Under open procurement procedures, in accordance with regulations 23 – 26 the Trust evaluated the bids to ascertain whether the economic operators may be considered as ineligible to tender as provided in provision 23 (Bovis, 2006). The Trust examined the economic operators to ascertain whether they met the minimum qualifications it required since both parties had done previous assignments for the Trust. Both Adastra and Peradua met the required qualifications, that is sound economic, financial, and technical ability as specified in the tender document.

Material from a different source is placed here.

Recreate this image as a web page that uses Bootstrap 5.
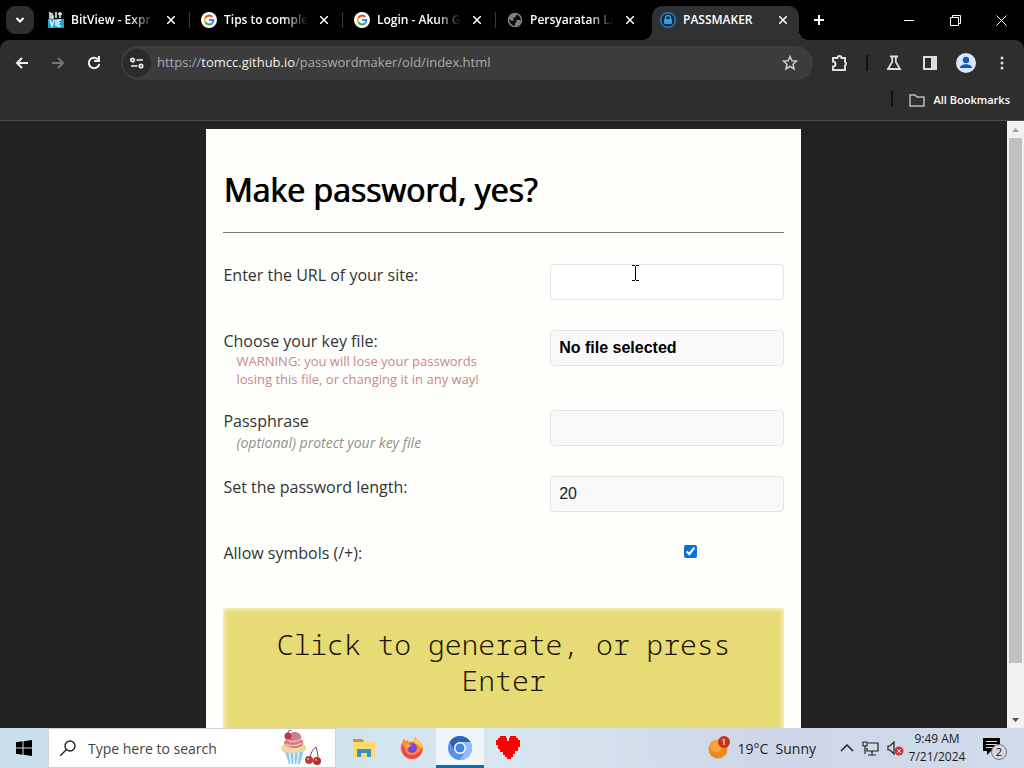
<!DOCTYPE html>
<html lang="en">
<head>
<meta charset="utf-8">
<meta name="viewport" content="width=device-width, initial-scale=1">
<title>PASSMAKER</title>
<link href="https://cdn.jsdelivr.net/npm/bootstrap@5.3.0/dist/css/bootstrap.min.css" rel="stylesheet">
<script src="https://cdn.jsdelivr.net/npm/bootstrap@5.3.0/dist/js/bootstrap.bundle.min.js"></script>
<style>
  body { font-family: "Open Sans", sans-serif; background: #222; }
  button { background: none; border: 0; padding: 0; color: inherit; }
  svg { display: block; flex: none; }
  .ico { display: flex; align-items: center; justify-content: center; flex: none; }

  /* tab strip */
  .strip { height: 40px; background: #000; color: #fff; padding-left: 6px; }
  .tab-search { width: 28px; height: 28px; border-radius: 9px; background: #2e2e2e; margin: 6px 3px 0 0; }
  .tab-item { flex: 0 1 153px; min-width: 0; height: 40px; padding: 0 10px 0 11px; position: relative; gap: 7px; }
  .tab-item.divided::after { content: ""; position: absolute; right: 0; top: 12px; width: 1px; height: 16px; background: #3a3a3a; }
  .tab-title { font-size: 12px; line-height: 16px; font-weight: 600; color: #fff; text-decoration: none; white-space: nowrap; flex: 1 1 0; min-width: 0; }
  .tab-title.fades { -webkit-mask-image: linear-gradient(90deg, #000 70%, transparent); mask-image: linear-gradient(90deg, #000 70%, transparent); }
  .tab-close { width: 18px; height: 18px; }
  .tab-item.current { z-index: 1; }
  .tab-item.current::before { content: ""; position: absolute; z-index: -1; left: 3px; right: 3px; top: 6px; bottom: 0; background: #303132; border-radius: 10px 10px 0 0; }
  .flare { position: absolute; bottom: 0; width: 10px; height: 10px; }
  .flare.start { left: -7px; background: radial-gradient(circle at 0 0, transparent 10px, #303132 10px); }
  .flare.end { right: -7px; background: radial-gradient(circle at 100% 0, transparent 10px, #303132 10px); }
  .new-tab { width: 34px; height: 40px; }
  .win-btn { width: 46px; height: 40px; }

  /* toolbar */
  .chrome-bg { background: #2e2e2e; border-bottom: 1px solid #4e4e4e; border-radius: 9px 9px 0 0; color: #e8e8e8; }
  .chrome-wrap { background: #000; }
  .toolbar { height: 46px; padding: 0 4px; }
  .tool { width: 36px; height: 34px; }
  .omnibox { height: 34px; border-radius: 17px; background: #3c3c3c; padding: 0 15px 0 2px; margin: 0 9px; }
  .site-info { width: 28px; height: 28px; border-radius: 50%; background: #2b2b2b; }
  .url-input { font-size: 13px; color: #aaa; white-space: nowrap; padding-left: 6px; }
  .url-input b { font-weight: 400; color: #f0f0f0; }
  .bar { width: 2px; height: 16px; background: #111; }
  .bookmarks { height: 34px; padding: 1px 14px 0 0; font-size: 11px; line-height: 18px; font-weight: 600; color: #fff; }
  .bookmarks a { color: inherit; text-decoration: none; }

  /* page */
  .sheet { width: 59%; background: #fefffa; margin-top: 8px; padding: 40px 17px; color: #222; }
  .sheet h1 { font-size: 32px; line-height: 42px; font-weight: 400; color: #000; text-shadow: 1px 0 0 #000; margin: 0 0 21px; }
  .sheet hr { margin: 0 0 31px; border-color: #777; opacity: 1; }
  .field { min-height: 66px; padding-bottom: 22px; }
  .field label { font-size: 16px; line-height: 22px; color: #333; display: block; }
  .hint { padding-left: 13px; }
  .warn { font-size: 13px; line-height: 18px; color: #c8868e; }
  .opt { font-size: 14px; line-height: 22px; font-style: italic; color: #909090; }
  .box { height: 36px; padding: 0 8px; border: 1px solid #e4e4e8; border-radius: 4px; background: #f9f9fa; font-family: "Liberation Sans", sans-serif; font-size: 16px; color: #222; }
  .box.active-box { background: #fff; }
  .file-box { font-weight: 700; color: #000; text-align: left; }
  .sheet .tick { width: 13px; height: 13px; margin: 3px 0 0 48px; accent-color: #0b6fde; }
  .generate { background: #e6db74; padding: 18px 24px 60px; font-family: "Noto Sans Mono", "Liberation Mono", monospace; font-size: 28px; line-height: 36px; font-weight: 300; color: #1c1600; box-shadow: inset 0 0 6px #fefffa; }
  .scroller { width: 17px; background: #f1f1f1; }
  .scroller .thumb { width: 13px; background: #c1c1c1; margin-bottom: 48px; }
  .scroller .arrow { height: 17px; width: 17px; flex: none; }
  .ibeam { position: absolute; left: 81px; top: 1px; pointer-events: none; }

  /* taskbar */
  .taskbar { height: 40px; background: linear-gradient(90deg, #c7dfea, #d8e6ef 50%, #cdd6e8 75%, #d0dcea); color: #1d1d1d; flex: none; }
  .start-btn { width: 48px; }
  .search { width: 288px; background: #fff; border: 1px solid #d3d3d3; padding: 0 14px 0 11px; }
  .search input { border: 0; outline: 0; background: none; font-size: 14px; color: #444; min-width: 0; padding: 0 0 0 12px; }
  .search input::placeholder { color: #444; opacity: 1; }
  .task { width: 48px; height: 40px; border-bottom: 3px solid transparent; border-top: 3px solid transparent; }
  .task.running { background: #f0f6fa; border-bottom-color: #0a6cbd; border-top-color: #f0f6fa; }
  .weather { font-size: 14px; gap: 6px; white-space: nowrap; }
  .clock { font-size: 12px; line-height: 18px; width: 58px; text-align: center; white-space: nowrap; }
</style>
</head>
<body>
<div class="d-flex flex-column vh-100 overflow-hidden">

  <header class="flex-shrink-0">
    <div class="strip d-flex">
      <button class="tab-search ico" aria-label="Search tabs"><svg width="10" height="8" fill="none" stroke="#fff" stroke-width="2"><path d="M1.500 2 5 5.500 8.500 2"/></svg></button>

      <div class="tab-item divided d-flex align-items-center">
        <svg width="16" height="16"><rect width="16" height="7" fill="#111"/><rect y="7" width="16" height="9" fill="#18a5dc"/><path d="M2 0v6h3V4H3m2-2H2m6-2v6m4-6v6M10 2h4M2 8l2 6 2-6m2 0v6m5-6h-3v6h3m-3-3h2" stroke="#e6f8ff" stroke-width="1.500" fill="none"/></svg>
        <a class="tab-title fades" href="#">BitView - Expr</a>
        <button class="tab-close ico" aria-label="Close tab"><svg width="8" height="8" stroke="#fff" stroke-width="1.500"><path d="M0 0 8 8M8 0 0 8"/></svg></button>
      </div>
      <div class="tab-item divided d-flex align-items-center">
        <svg width="16" height="16" viewBox="0 0 16 16" fill="none" stroke-width="2"><circle cx="8" cy="8" r="8" fill="#fff"/><path d="M11.200 5A4.300 4.300 0 0 0 4.300 5.800" stroke="#ea4335"/><path d="M4.300 5.800a4.300 4.300 0 0 0 0 4.400" stroke="#fbbc05"/><path d="M4.300 10.200a4.300 4.300 0 0 0 6.600 1.200" stroke="#34a853"/><path d="M10.900 11.400A4.300 4.300 0 0 0 12.300 8H8" stroke="#4285f4"/></svg>
        <a class="tab-title fades" href="#">Tips to comple</a>
        <button class="tab-close ico" aria-label="Close tab"><svg width="8" height="8" stroke="#fff" stroke-width="1.500"><path d="M0 0 8 8M8 0 0 8"/></svg></button>
      </div>
      <div class="tab-item divided d-flex align-items-center">
        <svg width="16" height="16" viewBox="0 0 16 16" fill="none" stroke-width="2"><circle cx="8" cy="8" r="8" fill="#fff"/><path d="M11.200 5A4.300 4.300 0 0 0 4.300 5.800" stroke="#ea4335"/><path d="M4.300 5.800a4.300 4.300 0 0 0 0 4.400" stroke="#fbbc05"/><path d="M4.300 10.200a4.300 4.300 0 0 0 6.600 1.200" stroke="#34a853"/><path d="M10.900 11.400A4.300 4.300 0 0 0 12.300 8H8" stroke="#4285f4"/></svg>
        <a class="tab-title fades" href="#">Login - Akun G</a>
        <button class="tab-close ico" aria-label="Close tab"><svg width="8" height="8" stroke="#fff" stroke-width="1.500"><path d="M0 0 8 8M8 0 0 8"/></svg></button>
      </div>
      <div class="tab-item d-flex align-items-center">
        <svg width="16" height="16" viewBox="0 0 16 16"><circle cx="8" cy="8" r="6.500" fill="#0a0a0a" stroke="#808080" stroke-width="1.500"/><path d="M2 6 5 2h5L8.500 5 6 6l1 2-2 1-3-2zM9 8h4l1 1-2 4-4 1v-3l2-1z" fill="#808080"/></svg>
        <a class="tab-title fades" href="#">Persyaratan La</a>
        <button class="tab-close ico" aria-label="Close tab"><svg width="8" height="8" stroke="#fff" stroke-width="1.500"><path d="M0 0 8 8M8 0 0 8"/></svg></button>
      </div>
      <div class="tab-item current d-flex align-items-center">
        <span class="flare start"></span><span class="flare end"></span>
        <svg width="16" height="16" viewBox="0 0 16 16"><circle cx="8" cy="8" r="7.300" fill="#0c2940" stroke="#1c84c9" stroke-width="1.400"/><rect x="4" y="7" width="8" height="5" rx="1" fill="#3b9be0"/><path d="M5.500 7V6a2.500 2.500 0 0 1 5 0v1" fill="none" stroke="#3b9be0" stroke-width="1.500"/></svg>
        <a class="tab-title" href="#">PASSMAKER</a>
        <button class="tab-close ico" aria-label="Close tab"><svg width="8" height="8" stroke="#fff" stroke-width="1.500"><path d="M0 0 8 8M8 0 0 8"/></svg></button>
      </div>
      <button class="new-tab ico" aria-label="New tab"><svg width="10" height="10" stroke="#fff" stroke-width="2"><path d="M5 0v10M0 5h10"/></svg></button>

      <div class="d-flex ms-auto">
        <button class="win-btn ico" aria-label="Minimize"><svg width="10" height="10" stroke="#fff"><path d="M0 5.500h10"/></svg></button>
        <button class="win-btn ico" aria-label="Restore"><svg width="11" height="11" stroke="#fff" fill="none"><path d="M.5 2.500h8v8h-8zM2.500 2V.5h8v8H9"/></svg></button>
        <button class="win-btn ico" aria-label="Close"><svg width="11" height="11" stroke="#fff"><path d="M.5.5l10 10m0-10-10 10"/></svg></button>
      </div>
    </div>

    <div class="chrome-wrap"><div class="chrome-bg">
      <div class="toolbar d-flex align-items-center">
        <button class="tool ico" aria-label="Back"><svg width="14" height="12" fill="none" stroke="#eee" stroke-width="2"><path d="M13 6H2M7 1 2 6l5 5"/></svg></button>
        <button class="tool ico" aria-label="Forward"><svg width="14" height="12" fill="none" stroke="#777" stroke-width="2"><path d="M1 6h11M7 1l5 5-5 5"/></svg></button>
        <button class="tool ico" aria-label="Reload"><svg width="14" height="14" fill="none" stroke="#eee" stroke-width="2"><path d="M11.500 4A5.300 5.300 0 1 0 12.300 8M12 0v5H7"/></svg></button>
        <div class="omnibox d-flex align-items-center flex-grow-1">
          <button class="site-info ico" aria-label="Site information"><svg width="14" height="12" fill="none" stroke="#eee" stroke-width="1.700"><circle cx="2.500" cy="3" r="1.700"/><path d="M6.500 3H13M1 9h6.500"/><circle cx="11" cy="9" r="1.700"/></svg></button>
          <div class="url-input flex-grow-1" role="textbox" aria-label="Address">https://<b>tomcc.github.io</b>/passwordmaker/old/index.html</div>
          <button class="ico" aria-label="Bookmark"><svg width="16" height="16" viewBox="0 0 16 16" fill="none" stroke="#ccc" stroke-width="1.500"><path d="m8 1.500 2 4.300 4.500.4-3.500 3.100 1.100 4.700L8 11.500 3.900 14 5 9.300 1.500 6.200 6 5.800z"/></svg></button>
        </div>
        <button class="tool ico" aria-label="Extensions"><svg width="18" height="18" viewBox="0 0 18 18" fill="none" stroke="#ddd" stroke-width="2"><path d="M2 4h4.500a2 2 0 0 1 4 0H14v4a2 2 0 0 1 0 3.500V16H2v-3.500a2.300 2.300 0 0 0 0-5z"/></svg></button>
        <span class="bar mx-2"></span>
        <button class="tool ico" aria-label="Labs"><svg width="16" height="16" fill="none" stroke="#ddd" stroke-width="1.800"><path d="M4 1.500h8M6.200 2v5L2 14h12L9.800 7V2"/></svg></button>
        <button class="tool ico" aria-label="Side panel"><svg width="14" height="14"><path d="M1 1h12v12H1z" fill="none" stroke="#ddd" stroke-width="2"/><path d="M8 1h5v12H8z" fill="#ddd"/></svg></button>
        <button class="tool ico" aria-label="Profile"><svg width="20" height="20"><circle cx="10" cy="10" r="10" fill="#d8e6ff"/><circle cx="10" cy="7" r="3.200" fill="#1555c0"/><path d="M4 15c0-5 12-5 12 0z" fill="#1555c0"/></svg></button>
        <button class="tool ico" aria-label="Menu"><svg width="4" height="14" fill="#ddd"><circle cx="2" cy="2" r="1.500"/><circle cx="2" cy="7" r="1.500"/><circle cx="2" cy="12" r="1.500"/></svg></button>
      </div>
      <div class="bookmarks d-flex justify-content-end align-items-start">
        <span class="bar me-3 mt-1"></span>
        <a href="#" class="d-flex align-items-center gap-2 mt-1"><svg width="16" height="13" fill="none" stroke="#bbb" stroke-width="1.500"><path d="M1 1h5l2 2h7v9H1z"/></svg>All Bookmarks</a>
      </div>
    </div></div>
  </header>

  <div class="d-flex flex-grow-1 overflow-hidden">
    <main class="flex-grow-1 overflow-hidden">
      <form class="sheet mx-auto" onsubmit="return false">
        <h1>Make password, yes?</h1>
        <hr>
        <div class="row g-0 field">
          <div class="col-7"><label for="site">Enter the URL of your site:</label></div>
          <div class="col-5 position-relative">
            <input id="site" type="text" class="box active-box w-100">
            <svg class="ibeam" width="9" height="16" fill="none" stroke="#000"><path d="M1 .5h3m1 0h3M1 15.500h3m1 0h3M4.500 1v14"/></svg>
          </div>
        </div>
        <div class="row g-0 field">
          <div class="col-7"><label for="keyfile">Choose your key file:</label>
            <div class="hint warn">WARNING: you will lose your passwords<br>losing this file, or changing it in any way!</div></div>
          <div class="col-5"><button id="keyfile" type="button" class="box file-box w-100">No file selected</button></div>
        </div>
        <div class="row g-0 field">
          <div class="col-7"><label for="phrase">Passphrase</label>
            <div class="hint opt">(optional) protect your key file</div></div>
          <div class="col-5"><input id="phrase" type="password" class="box w-100"></div>
        </div>
        <div class="row g-0 field">
          <div class="col-7"><label for="length">Set the password length:</label></div>
          <div class="col-5"><input id="length" type="text" class="box w-100" value="20"></div>
        </div>
        <div class="row g-0 field">
          <div class="col-7"><label for="symbols">Allow symbols (/+):</label></div>
          <div class="col-5 d-flex justify-content-center align-items-start"><input id="symbols" type="checkbox" class="tick" checked></div>
        </div>
        <button type="submit" class="generate w-100">Click to generate, or press Enter</button>
      </form>
    </main>
    <div class="scroller d-flex flex-column align-items-center flex-shrink-0" aria-hidden="true">
      <span class="arrow ico"><svg width="7" height="4" fill="#a3a3a3"><path d="M0 4 3.500 0 7 4z"/></svg></span>
      <div class="thumb flex-grow-1"></div>
      <span class="arrow ico"><svg width="7" height="4" fill="#505050"><path d="M0 0 3.500 4 7 0z"/></svg></span>
    </div>
  </div>

  <footer class="taskbar d-flex align-items-stretch">
    <button class="start-btn ico" aria-label="Start"><svg width="16" height="16" fill="#000"><path d="M0 2.300 6.500 1.300V7.500H0zM7.500 1.200 16 0v7.500H7.500zM0 8.500h6.500v6.200L0 13.700zM7.500 8.500H16V16l-8.500-1.200z"/></svg></button>
    <div class="search d-flex align-items-center">
      <svg width="16" height="16" fill="none" stroke="#222" stroke-width="1.400"><circle cx="10" cy="6" r="5"/><path d="M6.500 9.500 0 16"/></svg>
      <input class="flex-grow-1" type="text" placeholder="Type here to search" aria-label="Search">
      <svg width="42" height="36" viewBox="0 0 42 36"><path d="M5 19h20l-4 15H10z" fill="#8ccbed"/><path d="M10 20l2 14m3-14v14m5-14-2 14" stroke="#e4f6ff" stroke-width="1.500"/><path d="M2 19c0-4 4-5 5-5h15c4 0 6 3 5 6-4 4-6 0-9 3-3-2-5 2-9-1-3 2-6 0-7-3z" fill="#f0d6a0"/><path d="M5 14c0-4 3-5 3-5 0-5 4-7 8-7 5 0 7 4 6 7 3 2 3 5 1 7-6 3-13 3-18-2z" fill="#cf7d84"/><path d="M8 10c5 3 9 2 14-1M6 14c6 3 12 2 17-1" stroke="#efb5b5" fill="none" stroke-width="1.500"/><circle cx="9" cy="6" r="3.500" fill="#b93b4a"/><path d="M9 3c0-2 2-3 4-3M31 27c1-5 4-9 6-10 1 4 2 7 2 10" stroke="#7a3c35" fill="none"/><circle cx="30" cy="30" r="4" fill="#c43a35"/><circle cx="38" cy="31" r="4" fill="#b72d2d"/><circle cx="29" cy="29" r="1" fill="#f3a39a"/><circle cx="37" cy="30" r="1" fill="#f3a39a"/></svg>
    </div>
    <div class="d-flex ms-1">
      <button class="task ico" aria-label="File Explorer"><svg width="22" height="20"><path d="M0 1h9l2 2v4H0z" fill="#c99a2c"/><path d="M0 4h22v15H0z" fill="#fbdc6c"/><path d="M4 19v-8h14v8h-4v-4H8v4z" fill="#3d8fc6"/></svg></button>
      <button class="task ico" aria-label="Firefox"><svg width="24" height="24" viewBox="0 0 24 24"><path d="M12 23A11 11 0 0 1 2.500 6l1-3 3 2 1-1 1 2c2-1 4-1 6 0-1-3 0-4 1-5 2 4 7 5 7.500 11A11 11 0 0 1 12 23z" fill="#fb8b2c"/><path d="M2 8c-2 9 4 15 10 15 7 0 11-6 10-12-2 6-6 8-10 8-5 0-7-3-7-6z" fill="#f4404e"/><path d="M16 2c2 4 7 5 6 11-2-3-4-5-7-6-1-3 0-4 1-5z" fill="#ffd53f"/><circle cx="12" cy="12" r="5" fill="#7b45d8"/><path d="M5 9c3-2 5-1 7 1-3 0-3 1-4 3-2-1-3-2-3-4z" fill="#ffae35"/></svg></button>
      <button class="task running ico" aria-label="Chromium"><svg width="24" height="24" viewBox="0 0 24 24"><circle cx="12" cy="12" r="12" fill="#5a92ea"/><path d="M1.600 6A12 12 0 0 1 22.400 6H12a6 6 0 0 0-5.200 9z" fill="#2d62c0"/><path d="M22.400 6A12 12 0 0 1 12 24l5.200-9A6 6 0 0 0 12 6z" fill="#94bcfa"/><circle cx="12" cy="12" r="6" fill="#fff"/><circle cx="12" cy="12" r="4.500" fill="#4384e8"/></svg></button>
      <button class="task ico" aria-label="Hearts"><svg width="24" height="24" fill="red" shape-rendering="crispEdges"><path d="M2 2h2V0h6v2h1v3h2V2h1V0h6v2h2v2h2v7h-2v4h-3v3h-2v3h-2v2h-4v-2H9v-2H7v-3H4v-3H2v-4H0V4h2z"/></svg></button>
    </div>
    <div class="d-flex align-items-center ms-auto">
      <a href="#" class="weather d-flex align-items-center text-reset text-decoration-none me-4">
        <svg width="24" height="24"><circle cx="11" cy="13" r="9.500" fill="#f08a1c"/><circle cx="9" cy="10" r="6" fill="#f7a53a"/><circle cx="17" cy="6" r="6" fill="#c8321f"/><path d="M15.500 4.500 17 3v6" stroke="#fff" fill="none"/></svg>
        <span>19°C&nbsp; Sunny</span></a>
      <div class="d-flex align-items-center gap-2 me-1">
        <svg width="14" height="8" fill="none" stroke="#222" stroke-width="1.500"><path d="M1 7l6-6 6 6"/></svg>
        <svg width="17" height="15" fill="none" stroke="#222" stroke-width="1.200"><path d="M6 2h10v8H5V7M10 10v4M6 14h8M1 1h4v4H1zM3 5v8"/></svg>
        <svg width="17" height="15"><path d="M1 5h2l4-4v12L3 9H1z" fill="none" stroke="#222" stroke-width="1.200"/><circle cx="12" cy="10" r="4.500" fill="#d22f38"/><path d="m10 8 4 4m0-4-4 4" stroke="#fff"/></svg>
      </div>
      <div class="clock">9:49 AM<br>7/21/2024</div>
      <button class="ico ms-3 me-3" aria-label="Notifications"><svg width="26" height="26" viewBox="0 0 26 26"><path d="M1 3h17v13H9l-4 4v-4H1z" fill="#000"/><path d="M4 6.500h11M4 9.500h11M4 12.500h8" stroke="#d6dfe9"/><circle cx="17" cy="17" r="7.500" fill="#d4d8de" stroke="#777"/><text x="17" y="21" text-anchor="middle" font-size="11" font-family="Open Sans, sans-serif" fill="#111">2</text></svg></button>
    </div>
  </footer>
</div>
</body>
</html>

In awarding the contract to Peradua, the Trust based its reason on exclusively the lowest price. This was appropriate for this case study, as the Trust’s contract specifications were very clear and fixed, and without any ambiguity (Arrowsmith, 2005).
According to the criteria of exclusively the lowest price, the contract is awarded to the bidder who was not eliminated from the tender process at the qualitative selection phase and whose bid was not eliminated in the technical examination phase (Digings, & Bennett, 1992). The bid was considered to be meeting all specifications. It is also the bid that was, (in the financial evaluation phase), providing the most economical solution for the Trust.
The Trust is also considered the most economically sound bid. The Trust had worked with Peradua before and it never doubted their quality of work and as such Perudua was the economic operator whose tender bid was the most economically sound. The Trust might also have given some emphasis on its operational performance.
In respecting the law of fair treatment in procurement procedure and transparency, the Trust provided all relevant information pertaining bid selection procedures to all those who participated in an attempt to make the playing field level (Cox, 1993).